At times, when these rules are applied systematically, they can be quite harsh and cause suffering, especially when there is no flexibility. Perhaps this is what the Episcopalian Dr Joseph Fletcher had in mind when he developed an alternate approach, known as situation ethics. It is a manifesto of individual freedom and responsibility, based on the ethic of brotherly love, which Fletcher says should free modern man from rigid, archaic rules and codes like the Ten Commandments. Joseph Fletcher pioneered the law of love. With love as the only guide, abortion, premarital sex, divorce and other ‘conventional wrongs’ become morally acceptable.

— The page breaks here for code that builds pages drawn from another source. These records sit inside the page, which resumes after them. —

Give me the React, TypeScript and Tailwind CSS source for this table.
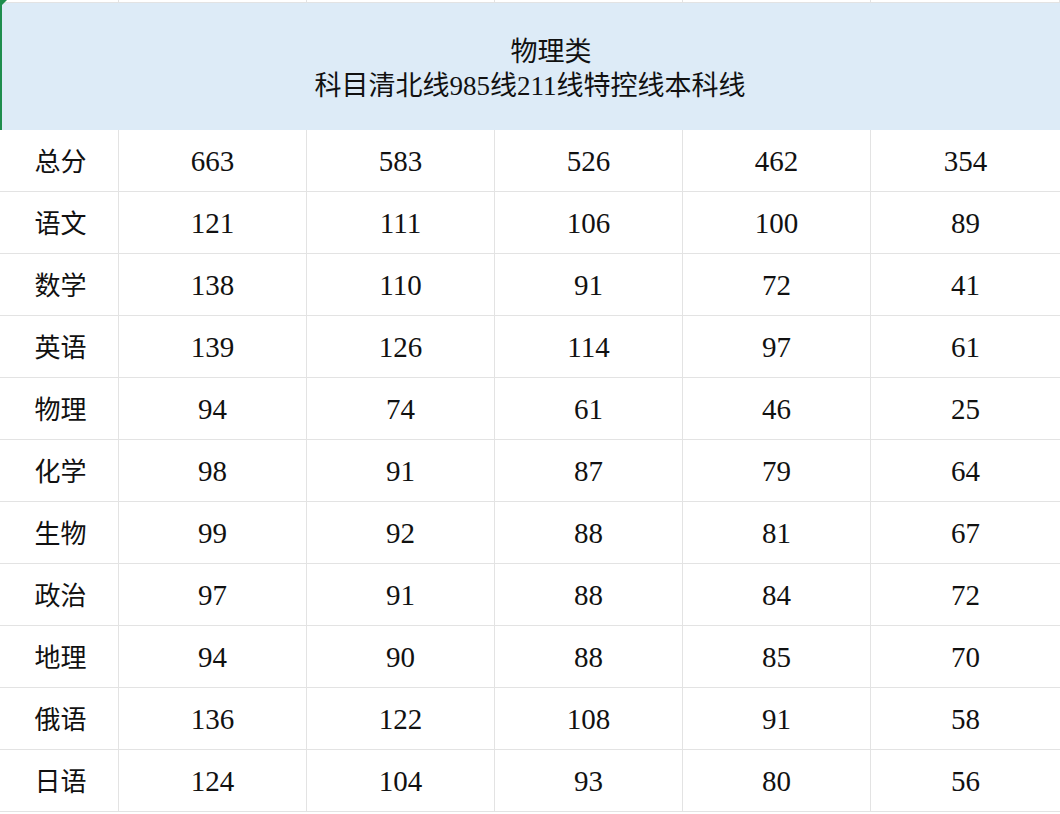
const cols = ['w-[119px]', 'w-[188px]', 'w-[188px]', 'w-[188px]', 'w-[188px]', 'flex-1'];

const rows: [string, number[]][] = [
  ['总分', [663, 583, 526, 462, 354]],
  ['语文', [121, 111, 106, 100, 89]],
  ['数学', [138, 110, 91, 72, 41]],
  ['英语', [139, 126, 114, 97, 61]],
  ['物理', [94, 74, 61, 46, 25]],
  ['化学', [98, 91, 87, 79, 64]],
  ['生物', [99, 92, 88, 81, 67]],
  ['政治', [97, 91, 88, 84, 72]],
  ['地理', [94, 90, 88, 85, 70]],
  ['俄语', [136, 122, 108, 91, 58]],
  ['日语', [124, 104, 93, 80, 56]],
];

export default function App() {
  return (
    <div
      className="w-[1060px] h-[814px] bg-white overflow-hidden text-[28px] text-[#111]"
      style={{ fontFamily: '"Liberation Serif", "Noto Sans CJK SC", serif' }}
    >
      {/* top strip of previous row */}
      <div className="flex h-[3px] border-b border-[#e3e3e3]">
        {cols.map((c, i) => (
          <div key={i} className={`${c} shrink-0 border-r border-[#e3e3e3]`} />
        ))}
      </div>

      {/* merged header */}
      <div className="relative h-[127px] bg-[#ddebf7] flex flex-col items-center justify-center leading-[34px] pt-[4px] text-[27px]">
        <div className="absolute left-0 top-[-3px] h-[130px] w-[2px] bg-[#1e8e4e]" />
        <div className="absolute left-0 top-[-3px] w-0 h-0 border-t-[7px] border-t-[#1e8e4e] border-r-[7px] border-r-transparent" />
        <div className="pl-[42px]">物理类</div>
        <div>科目清北线985线211线特控线本科线</div>
      </div>

      {rows.map(([name, vals]) => (
        <div key={name} className="flex h-[62px] border-b border-[#e3e3e3]">
          <div className={`${cols[0]} shrink-0 border-r border-[#e3e3e3] flex items-center justify-center pt-[3px] pl-[3px] text-[26px]`}>
            {name}
          </div>
          {vals.map((v, i) => (
            <div
              key={i}
              className={`${cols[i + 1]} shrink-0 ${i < 4 ? 'border-r' : ''} border-[#e3e3e3] flex items-center justify-center pt-[3px] text-[29px]`}
            >
              {v}
            </div>
          ))}
        </div>
      ))}
    </div>
  );
}
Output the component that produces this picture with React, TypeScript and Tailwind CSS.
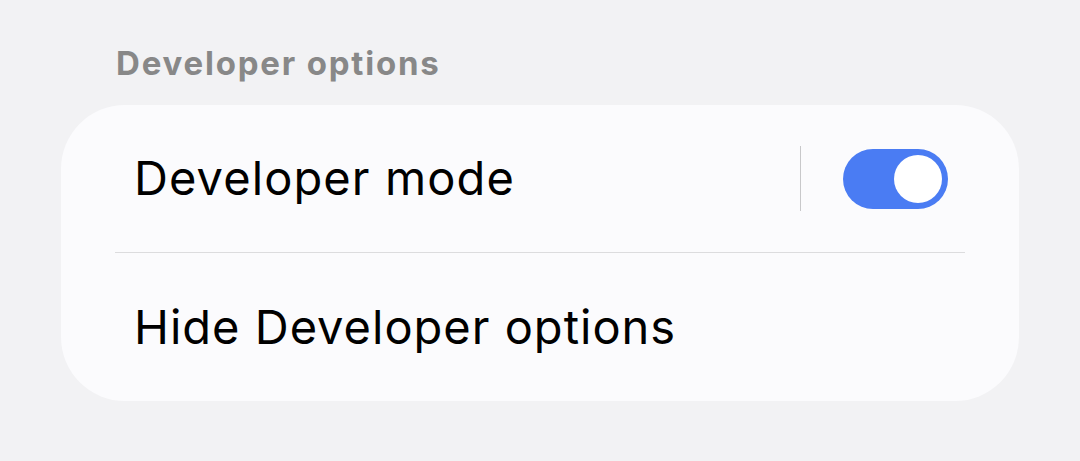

Situation ethics emerged in the 1960’s, also known as ‘the swinging sixties’ a time when society was undergoing a revolution – socially, culturally and morally. Women were occupying a much more prominent place in the workforce than previously, initially because of the absence of men from the home front, who had been drafted to serve in the army.
Attitudes towards sex and morality were also changing, as the generation after the war began to express their individuality and their freedom in ways that their grandparents and their parents had been unable to. The New Morality was taking hold. Society reckoned that it would be happier being liberated from the prudish notions about sexual morality. One of the early proponents of the New Morality, England’s Bishop of Woolwich claimed that “nothing can of itself always be labelled as ‘wrong’.” Joseph Fletcher himself was noted as saying: “There is nothing against extra-marital sex as...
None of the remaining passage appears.